Derginiz çok güzel ve kaliteli… Şimdi düşünüyorum da Cem Karaca keşke 100. yılı yaşasaydı ve Kıraç’tan 100. Yıl marşını dinleyebilseydi. Kim bilir ne kadar gururlanırdı…
CEM KARACA
Anne ve babası da sanatçı olan Cem Karaca, sanatla iç içe büyüdü. Ortaöğrenimini Robert Kolej’de yapan Cem Karaca’nın müzikle tanışması oldukça ilginçtir. Ergenlik çağındayken hoşlandığı kızı etkilemek amacıyla şarkı söylemeye başlamış Karaca’nın sesinin keşfedilmesi, annesi Toto Karaca tarafından olmuştur. İlk dönemlerde Jaguarlar, Dinamitler gibi gruplarla amatörce çalışmalar yapan Cem Karaca popüler rock’n roll parçalarını söylüyordu.
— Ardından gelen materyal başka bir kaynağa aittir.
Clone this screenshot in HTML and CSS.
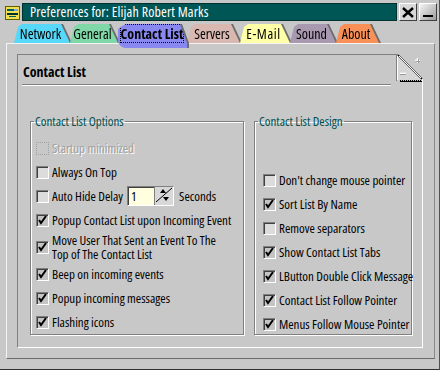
FILE: index.html
```html
<!DOCTYPE html>
<html lang="en">
<head>
    <meta charset="UTF-8">
    <title>Preferences</title>
    <link rel="stylesheet" href="styles.css">
</head>
<body>
    <div class="window">
        <div class="titlebar">
            <svg class="app-icon" width="15" height="14" viewBox="0 0 15 14">
                <rect x="0.5" y="0.5" width="14" height="13" fill="#f0e050" stroke="#606000"/>
                <rect x="2" y="3" width="7" height="2" fill="#006060"/>
                <rect x="2" y="7" width="11" height="2" fill="#003030"/>
                <rect x="9" y="3" width="4" height="2" fill="#80a0f0"/>
                <rect x="4" y="10" width="7" height="1" fill="#006060"/>
            </svg>
            <div class="caption">Preferences for: Elijah Robert Marks</div>
            <div class="tb-btn">
                <svg width="12" height="11" viewBox="0 0 12 11"><path d="M1 1 L11 10 M11 1 L1 10" stroke="#000" stroke-width="2.4"/></svg>
            </div>
            <div class="tb-btn tb-min">
                <svg width="12" height="11" viewBox="0 0 12 11"><rect x="1" y="8" width="10" height="2" fill="#000"/></svg>
            </div>
        </div>

        <div class="tabs">
            <div class="tab tab-network"><span class="tab-face">Network</span></div>
            <div class="tab tab-general"><span class="tab-face">General</span></div>
            <div class="tab tab-contact active"><span class="tab-face"><span class="focus">Contact List</span></span></div>
            <div class="tab tab-servers"><span class="tab-face">Servers</span></div>
            <div class="tab tab-email"><span class="tab-face">E-Mail</span></div>
            <div class="tab tab-sound"><span class="tab-face">Sound</span></div>
            <div class="tab tab-about"><span class="tab-face">About</span></div>
        </div>

        <div class="frame">
            <div class="panel">
                <div class="panel-head">Contact List</div>
                <svg class="fold" width="27" height="29" viewBox="0 0 27 29">
                    <rect x="0" y="0" width="27" height="29" fill="#c8c8c8"/>
                    <path d="M0 0.5 H2" stroke="#808080"/>
                    <polygon points="1,2 25,26 1,26" fill="#d6d6d6"/>
                    <path d="M0.5 1 V27" stroke="#808080"/>
                    <path d="M1.5 2 V26" stroke="#ffffff"/>
                    <path d="M2 1 L26 25" stroke="#000" stroke-width="1.4"/>
                    <path d="M3 2 L25 24" stroke="#ffffff"/>
                    <path d="M4 26.5 H26" stroke="#000" stroke-dasharray="1 1"/>
                    <path d="M4 27.5 H26" stroke="#000"/>
                    <path d="M26.5 25 V29" stroke="#ffffff"/>
                    <path d="M19 6.5 H24 M21.5 4 V9" stroke="#ffffff" stroke-width="1.4"/>
                    <path d="M19.5 7.5 H24 M22.5 5 V9" stroke="#9a9a9a"/>
                    <path d="M4 19.5 H10" stroke="#ffffff" stroke-width="1.6"/>
                    <path d="M4 20.5 H10" stroke="#9a9a9a"/>
                </svg>

                <div class="groups">
                    <fieldset class="group group-options">
                        <legend>Contact List Options</legend>
                        <div class="row disabled"><span class="box"></span><span>Startup minimized</span></div>
                        <div class="row"><span class="box"></span><span>Always On Top</span></div>
                        <div class="row">
                            <span class="box"></span><span>Auto Hide Delay</span>
                            <span class="spin">
                                <span class="spin-edit">1</span>
                                <span class="spin-btn">
                                    <svg width="18" height="16" viewBox="0 0 18 16">
                                        <path d="M1 15 L17 1" stroke="#000"/>
                                        <path d="M5 6 L8 2 L11 6 Z" fill="#000"/>
                                        <path d="M8 10 L11 14 L14 10 Z" fill="#000"/>
                                    </svg>
                                </span>
                            </span>
                            <span class="seconds">Seconds</span>
                        </div>
                        <div class="row"><span class="box checked"></span><span>Popup Contact List upon Incoming Event</span></div>
                        <div class="row row-tall"><span class="box checked"></span><span>Move User That Sent an Event To The<br>Top of The Contact List</span></div>
                        <div class="row"><span class="box checked"></span><span>Beep on incoming events</span></div>
                        <div class="row"><span class="box checked"></span><span>Popup incoming messages</span></div>
                        <div class="row"><span class="box checked"></span><span>Flashing icons</span></div>
                    </fieldset>

                    <fieldset class="group group-design">
                        <legend>Contact List Design</legend>
                        <div class="row"><span class="box"></span><span>Don't change mouse pointer</span></div>
                        <div class="row"><span class="box checked"></span><span>Sort List By Name</span></div>
                        <div class="row"><span class="box"></span><span>Remove separators</span></div>
                        <div class="row"><span class="box checked"></span><span>Show Contact List Tabs</span></div>
                        <div class="row"><span class="box checked"></span><span>LButton Double Click Message</span></div>
                        <div class="row"><span class="box checked"></span><span>Contact List Follow Pointer</span></div>
                        <div class="row"><span class="box checked"></span><span>Menus Follow Mouse Pointer</span></div>
                    </fieldset>
                </div>
            </div>
        </div>
    </div>
</body>
</html>
```

FILE: styles.css
```css
body {
    margin: 0;
    font-family: "Open Sans", "Liberation Sans", sans-serif;
    font-stretch: 75%;
    font-size: 13px;
    color: #000;
    background: #c8c8c8;
}
.window {
    width: 440px;
    height: 370px;
    box-sizing: border-box;
    background: #c8c8c8;
    border-right: 1px solid #505050;
    border-bottom: 1px solid #303030;
    overflow: hidden;
}

/* title bar */
.titlebar {
    display: flex;
    align-items: center;
    height: 18px;
    margin-top: 3px;
    padding-left: 5px;
}
.app-icon {
    margin-right: 2px;
    margin-top: 2px;
}
.caption {
    flex: 1;
    height: 18px;
    box-sizing: border-box;
    background: #005555;
    border: 1px solid #003030;
    color: #fff;
    font-size: 14px;
    letter-spacing: 0.15px;
    line-height: 16px;
    padding-left: 7px;
}
.tb-btn {
    width: 18px;
    height: 18px;
    box-sizing: border-box;
    margin-left: 2px;
    display: flex;
    align-items: center;
    justify-content: center;
    background: #d8d8d8;
    border: 1px solid;
    border-color: #ffffff #404040 #404040 #ffffff;
}
.tb-min {
    background: linear-gradient(135deg, #f4f4f4, #9c9c9c);
    margin-right: 2px;
}

/* tabs */
.tabs {
    display: flex;
    align-items: flex-end;
    height: 19px;
    margin-top: 3px;
    padding-left: 14px;
    position: relative;
    z-index: 2;
}
.tab {
    filter: drop-shadow(2px 0 0 #6c6c6c);
}
.tab-face {
    display: block;
    box-sizing: border-box;
    height: 19px;
    line-height: 19px;
    font-size: 14px;
    padding-right: 3px;
    text-align: center;
    clip-path: polygon(0 100%, 4px 3px, 8px 0, calc(100% - 9px) 0, 100% 100%);
}
.tab-network .tab-face { width: 56px; background: #58d8f8; }
.tab-general .tab-face { width: 48px; background: #80d8a8; }
.tab-contact .tab-face { width: 69px; background: #8888f0; }
.tab-servers .tab-face { width: 53px; background: #d8b8b0; }
.tab-email .tab-face { width: 50px; background: #ffffa8; letter-spacing: 0.6px; }
.tab-sound .tab-face { width: 46px; background: #a898b0; }
.tab-about .tab-face { width: 43px; background: #f89058; }
.tab.active {
    margin-bottom: -5px;
    position: relative;
    z-index: 3;
}
.tab.active .tab-face {
    height: 24px;
    line-height: 20px;
    font-weight: bold;
    padding-right: 1px;
    border-radius: 0 0 0 8px;
    clip-path: polygon(0 100%, 0 5px, 4px 2px, 8px 0, calc(100% - 7px) 0, 100% 19px, 100% 100%);
}
.focus {
    outline: 1px dotted #000;
    outline-offset: -1px;
    padding: 0 1px;
}

/* page frame */
.frame {
    margin-left: 6px;
    width: 429px;
    box-sizing: border-box;
    padding: 10px 11px 10px 10px;
    border: 1px solid;
    border-color: #f4f4f4 #8a8a8a #6a6a6a #f4f4f4;
}
.panel {
    position: relative;
    height: 294px;
    box-sizing: border-box;
    border: 1px solid;
    border-color: #808080 #ffffff #ffffff #808080;
    padding: 8px 11px 0 4px;
}
.panel-head {
    font-weight: bold;
    font-size: 14px;
    line-height: 18px;
    padding: 0 0 3px 1px;
    margin-right: 20px;
    border-bottom: 1px solid #808080;
    box-shadow: 0 1px 0 #fff;
}
.fold {
    position: absolute;
    top: -1px;
    right: -1px;
}

/* group boxes */
.groups {
    display: grid;
    grid-template-columns: 214px 158px;
    column-gap: 10px;
    margin: 29px 0 0 8px;
}
.group {
    min-width: 0;
    margin: 0;
    border: 1px solid #808080;
    box-shadow: 1px 1px 0 #fff, inset 1px 1px 0 #fff;
    height: 221px;
    box-sizing: border-box;
    padding: 8px 0 0 5px;
}
.group legend {
    color: #005050;
    font-size: 13px;
    padding: 0 1px;
    margin-left: -2px;
    line-height: 14px;
}
.group-design {
    padding: 40px 0 0 8px;
}
.group-design legend {
    margin-left: -5px;
}
.row {
    display: flex;
    align-items: center;
    height: 24px;
    white-space: nowrap;
}
.row-tall {
    height: 30px;
    line-height: 14px;
}
.box {
    flex: none;
    width: 13px;
    height: 13px;
    box-sizing: border-box;
    margin-right: 3px;
    background: #dcdcdc;
    border: 1px solid;
    border-color: #808080 #ffffff #ffffff #808080;
    box-shadow: inset 1px 1px 0 #404040;
}
.box.checked {
    background: #c4c4c4 url("data:image/svg+xml,%3Csvg xmlns='http://www.w3.org/2000/svg' width='11' height='11'%3E%3Cpath d='M2 5 L4 8 L9 1' fill='none' stroke='%23000' stroke-width='2'/%3E%3C/svg%3E") no-repeat 0 0;
}
.disabled {
    color: #a0a0a0;
    text-shadow: 1px 1px 0 #fff;
}
.disabled .box {
    background: #c8c8c8;
    border: 1px dotted #a0a0a0;
    box-shadow: none;
}

/* spin edit */
.spin {
    display: flex;
    height: 18px;
    margin-left: 4px;
    border: 1px solid;
    border-color: #808080 #ffffff #ffffff #808080;
}
.spin-edit {
    width: 26px;
    background: #ffffe0;
    box-shadow: inset 1px 1px 0 #404040;
    line-height: 18px;
    padding-left: 3px;
    box-sizing: border-box;
}
.spin-btn {
    width: 18px;
    display: flex;
    background: #d8d8d8;
    border-left: 1px solid #808080;
}
.seconds {
    margin-left: 5px;
}
```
O dönemlerde kendisinin en büyük destekçilerinden biri de İlham Gencer’di ve onun orkestrasında müzikal deneyimini oldukça ilerletmişti. 1967’de askerlik dönüşü Apaşlar Grubu’na katıldı. Bu grupla Hürriyet’in düzenlediği Altın Mikrofon yarışmasında ‘Emrah’ isimli parçayla ikinci oldular ve doğu-batı müziği sentezinde şarkılar üretmeye çalıştılar. Cem Karaca, ‘Resimdeki Gözyaşları’ isimli parçayla büyük başarı elde eden Apaşlar’la Batı Almanya’ya gitti. Apaşlar’la olan beraberliği 1969’un sonlarına kadar sürdü. Grupta gitarist Mehmet Soyarslan ve Cem Karaca arasında çıkan anlaşmazlıklar sonucu Cem Karaca ve Apaşlar dağıldı. Ülkemizde 50’ye yakın 45’lik ve LP yayınlayan Karaca’nın parçalarının çoğu sosyal içerikli sözlere sahiptir. Ülkesine yeniden dönüşünden sonra ilk albümünü 1987’de eski arkadaşı Cahit Berkay’la birlikte yaptılar. ‘Merhaba Gençler Ve Her Zaman Genç Kalanlar’. 1997’de çekilen ‘Ağır Roman’ filminde seslendirdiği ‘Resimdeki Gözyaşları’ ile yeniden popüler oldu. 1999’da Cahit Berkay, Engin Yörükoğlu, Ahmet Güvenç ve Uğur Dikmen’in desteğiyle ‘Bindik Bir Alamete...’ isimli albümünü çıkardı. Son albümü de sayılabilecek olan bu albüm eski günlerin gürül gürül Cem Karaca’sının yeniden geri döndüğü başarılı bir çalışmadır. ‘Kahpe Bizans’ filmi için üç parça kaydedip, filmde küçük bir rol aldı. 2000’li yıllarda çeşitli şiir çalışmaları da yaptı. Barış Manço’nun efsanevi grubu Kurtalan Ekspres’le birleşerek konserler verdi. Son olarak Yol Arkadaşları isimli grubuyla sahneye çıkan ve bu grupla son albümü “Hayvan Terli” ve Murathan Mungan albümündeki “Göç Yolları” isimli şarkıyı kaydeden Cem Karaca, 8 Şubat 2004’te hayata gözlerini yumdu. Karacaahmet Mezarlığı’na defnedildi.